Duterte Is Accused of Murder in New Filing at Hague Court
MANILA — Relatives of eight people killed by Philippine police officers during President Rodrigo Duterte’s war on drugs have accused the president of murder in a complaint filed with the International Criminal Court, their lawyer said on Tuesday.
The complaint is the second brought at the Hague-based court against Mr. Duterte, 73, over the anti-narcotics crackdown, which has left thousands dead at the hands of police officers and unknown gunmen since he took office in 2016.
Neri Colmenares, president of the National Union of People’s Lawyers, which is representing the family members of the slain Filipinos, said they hoped to hold Mr. Duterte accountable “for his crimes against humanity committed through acts of murder for the extrajudicial killings of thousands of Filipinos and other inhumane acts.”
The complaint is unlikely to have much practical effect, since Mr. Duterte’s government does not recognize the international court. He said in March that he was withdrawing the Philippines from the treaty that established it.

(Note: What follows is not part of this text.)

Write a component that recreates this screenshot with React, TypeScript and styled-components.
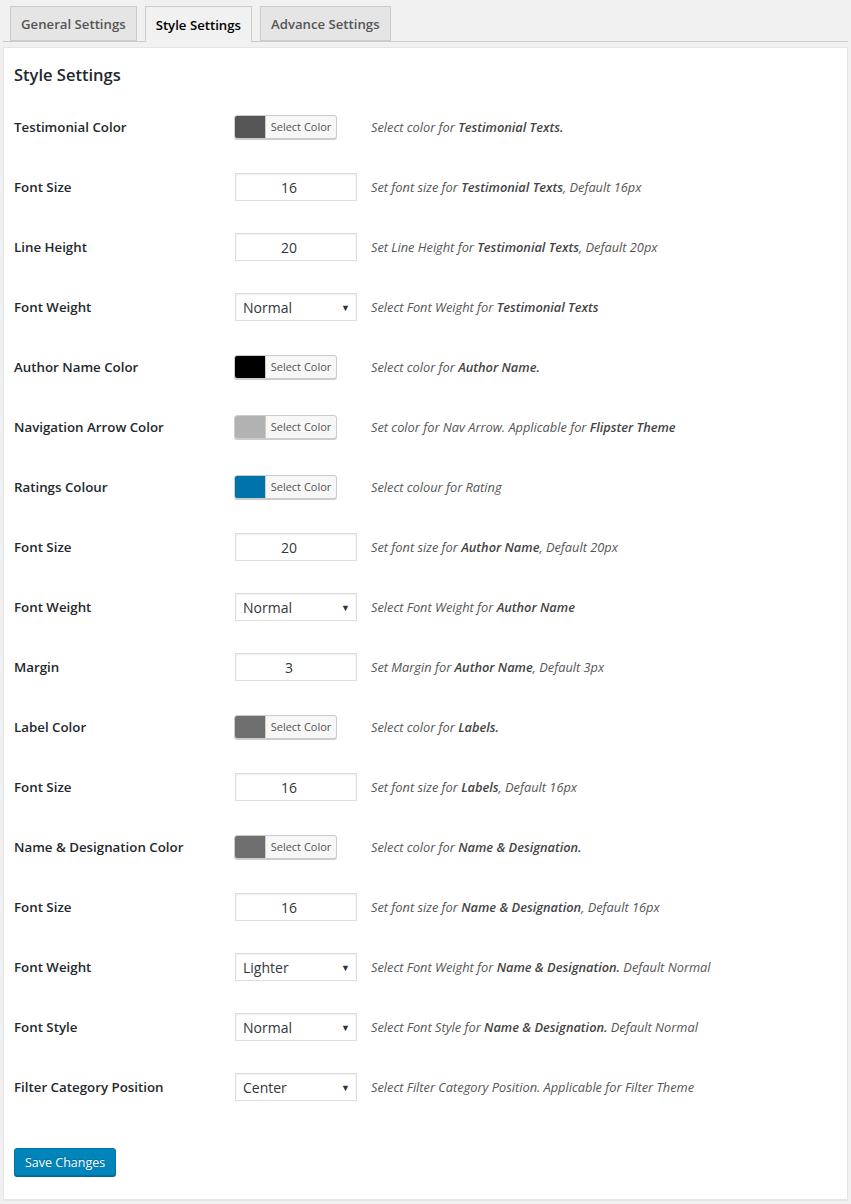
import React from 'react';
import styled, { createGlobalStyle } from 'styled-components';

const GlobalStyle = createGlobalStyle`
  body {
    margin: 0;
    background: #f1f1f1;
    font-family: "Open Sans", "Noto Sans", sans-serif;
    color: #23282d;
  }
`;

type Row =
  | { label: string; kind: 'color'; color: string; desc: React.ReactNode }
  | { label: string; kind: 'number'; value: string; desc: React.ReactNode }
  | { label: string; kind: 'select'; value: string; desc: React.ReactNode };

const rows: Row[] = [
  { label: 'Testimonial Color', kind: 'color', color: '#555555', desc: <>Select color for <b>Testimonial Texts.</b></> },
  { label: 'Font Size', kind: 'number', value: '16', desc: <>Set font size for <b>Testimonial Texts</b>, Default 16px</> },
  { label: 'Line Height', kind: 'number', value: '20', desc: <>Set Line Height for <b>Testimonial Texts</b>, Default 20px</> },
  { label: 'Font Weight', kind: 'select', value: 'Normal', desc: <>Select Font Weight for <b>Testimonial Texts</b></> },
  { label: 'Author Name Color', kind: 'color', color: '#000000', desc: <>Select color for <b>Author Name.</b></> },
  { label: 'Navigation Arrow Color', kind: 'color', color: '#b2b2b2', desc: <>Set color for Nav Arrow. Applicable for <b>Flipster Theme</b></> },
  { label: 'Ratings Colour', kind: 'color', color: '#0073aa', desc: <>Select colour for Rating</> },
  { label: 'Font Size', kind: 'number', value: '20', desc: <>Set font size for <b>Author Name</b>, Default 20px</> },
  { label: 'Font Weight', kind: 'select', value: 'Normal', desc: <>Select Font Weight for <b>Author Name</b></> },
  { label: 'Margin', kind: 'number', value: '3', desc: <>Set Margin for <b>Author Name</b>, Default 3px</> },
  { label: 'Label Color', kind: 'color', color: '#6f6f6f', desc: <>Select color for <b>Labels.</b></> },
  { label: 'Font Size', kind: 'number', value: '16', desc: <>Set font size for <b>Labels</b>, Default 16px</> },
  { label: 'Name & Designation Color', kind: 'color', color: '#6f6f6f', desc: <>Select color for <b>Name &amp; Designation.</b></> },
  { label: 'Font Size', kind: 'number', value: '16', desc: <>Set font size for <b>Name &amp; Designation</b>, Default 16px</> },
  { label: 'Font Weight', kind: 'select', value: 'Lighter', desc: <>Select Font Weight for <b>Name &amp; Designation.</b> Default Normal</> },
  { label: 'Font Style', kind: 'select', value: 'Normal', desc: <>Select Font Style for <b>Name &amp; Designation.</b> Default Normal</> },
  { label: 'Filter Category Position', kind: 'select', value: 'Center', desc: <>Select Filter Category Position. Applicable for Filter Theme</> },
];

export default function App() {
  return (
    <>
      <GlobalStyle />
      <Page>
        <TabBar>
          <Tab>General Settings</Tab>
          <Tab active>Style Settings</Tab>
          <Tab>Advance Settings</Tab>
        </TabBar>
        <Panel>
          <Heading>Style Settings</Heading>
          <Form>
            {rows.map((row, i) => (
              <FieldRow key={i}>
                <Label>{row.label}</Label>
                <div>
                  {row.kind === 'color' && (
                    <ColorButton>
                      <Swatch color={row.color} />
                      <ColorText>Select Color</ColorText>
                    </ColorButton>
                  )}
                  {row.kind === 'number' && <NumberBox>{row.value}</NumberBox>}
                  {row.kind === 'select' && (
                    <SelectBox>
                      {row.value}
                      <Arrow>▼</Arrow>
                    </SelectBox>
                  )}
                </div>
                <Desc>{row.desc}</Desc>
              </FieldRow>
            ))}
          </Form>
          <SaveButton>Save Changes</SaveButton>
        </Panel>
      </Page>
    </>
  );
}

const Page = styled.div`
  padding: 6px 3px 4px 3px;
`;

const TabBar = styled.div`
  display: flex;
  gap: 8px;
  padding-left: 7px;
  border-bottom: 1px solid #ccc;
  height: 35px;
`;

const Tab = styled.div<{ active?: boolean }>`
  box-sizing: border-box;
  height: ${(p) => (p.active ? '36px' : '35px')};
  padding: 0 10px;
  display: flex;
  align-items: center;
  font-size: 13.2px;
  font-weight: 600;
  border: 1px solid #ccc;
  border-bottom: ${(p) => (p.active ? 'none' : '1px solid #ccc')};
  background: ${(p) => (p.active ? '#f1f1f1' : '#e5e5e5')};
  color: ${(p) => (p.active ? '#000' : '#555')};
`;

const Panel = styled.div`
  margin-top: 5px;
  background: #fff;
  border: 1px solid #e5e5e5;
  box-shadow: 0 1px 1px rgba(0, 0, 0, 0.04);
  padding: 14px 10px 23px 10px;
`;

const Heading = styled.h2`
  margin: 0;
  font-size: 16.5px;
  font-weight: 600;
  line-height: 26px;
  color: #23282d;
`;

const Form = styled.div`
  margin-top: 9px;
`;

const FieldRow = styled.div`
  display: grid;
  grid-template-columns: 221px 136px 1fr;
  align-items: center;
  height: 60px;
`;

const Label = styled.div`
  font-size: 13.3px;
  font-weight: 600;
  color: #23282d;
`;

const ColorButton = styled.div`
  box-sizing: border-box;
  display: flex;
  width: 103px;
  height: 24px;
  margin-left: -1px;
  border: 1px solid #ccc;
  border-radius: 3px;
  overflow: hidden;
  background: #f7f7f7;
  box-shadow: 0 1px 0 #ccc;
`;

const Swatch = styled.span<{ color: string }>`
  width: 30px;
  background: ${(p) => p.color};
  border-right: 1px solid #ccc;
`;

const ColorText = styled.span`
  flex: 1;
  text-align: center;
  font-size: 11px;
  line-height: 22px;
  color: #555;
`;

const NumberBox = styled.div`
  box-sizing: border-box;
  width: 122px;
  height: 28px;
  padding-right: 14px;
  border: 1px solid #ddd;
  box-shadow: inset 0 1px 2px rgba(0, 0, 0, 0.07);
  display: flex;
  align-items: center;
  justify-content: center;
  font-size: 14px;
  color: #32373c;
`;

const SelectBox = styled(NumberBox)`
  justify-content: space-between;
  padding: 0 6px 0 7px;
`;

const Arrow = styled.span`
  font-size: 9px;
  color: #333;
`;

const Desc = styled.div`
  font-size: 12.8px;
  font-style: italic;
  color: #555;
  b {
    font-weight: 600;
    color: #444;
  }
`;

const SaveButton = styled.button`
  margin-top: 31px;
  box-sizing: border-box;
  height: 28px;
  padding: 0 10px;
  font-family: inherit;
  font-size: 12.5px;
  color: #fff;
  background: #0085ba;
  border: 1px solid #0073aa;
  border-radius: 3px;
  box-shadow: 0 1px 0 #006799;
  text-shadow: 0 -1px 1px #006799;
`;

The new complaint comes as Mr. Duterte is strengthening his grip on the Philippines’ judicial system. Over the weekend, he announced the selection of Teresita de Castro as the new chief justice of the Supreme Court, replacing Maria Lourdes Sereno, a fierce critic of Mr. Duterte’s war on drugs. The two women are archrivals.
A rights group, Rise Up for Life and for Rights, which has also joined the new complaint, expressed optimism about the case, saying there was “more than enough proof of widespread and systematic attacks against civilians.”
Dennise David, one of the plaintiffs, said he feared severe repercussions for his actions but wanted justice for his son, John Jezreel David.
The younger Mr. David, whose family lives in the Tondo slum district in Manila, went missing in January shortly after leaving work. The family was later told to retrieve his body at a funeral parlor. The police said he was killed after pulling a gun on arresting officers.
Details of his death are murky, but the complaint alleges that discrepancies in the police reports indicate the younger Mr. David was singled out by the police.
“We cry out for justice for our son — a hard-working young man who was just picked up at a police checkpoint on his way from work,” Dennise David said. “But this is bigger than us now. I don’t want others to suffer the same fate as that of my son.”
The first complaint against Mr. Duterte at the International Criminal Court was filed last year by two men who said they had been his paid assassins. One, a former police officer, said he ran a hit squad for Mr. Duterte when the future president was the mayor of Davao, a city in the southern Philippines.
In February, the tribunal said it was opening a preliminary inquiry into the men’s accusations. Mr. Duterte responded in March by pulling the country out of the tribunal, saying it was being used as a “political tool” and accusing it of painting him as a “heartless violator of human rights.”
Mr. Duterte’s spokesman, Harry Roque, played down the new complaint on Tuesday, calling it “doomed” because of the Philippines’ withdrawal from the tribunal.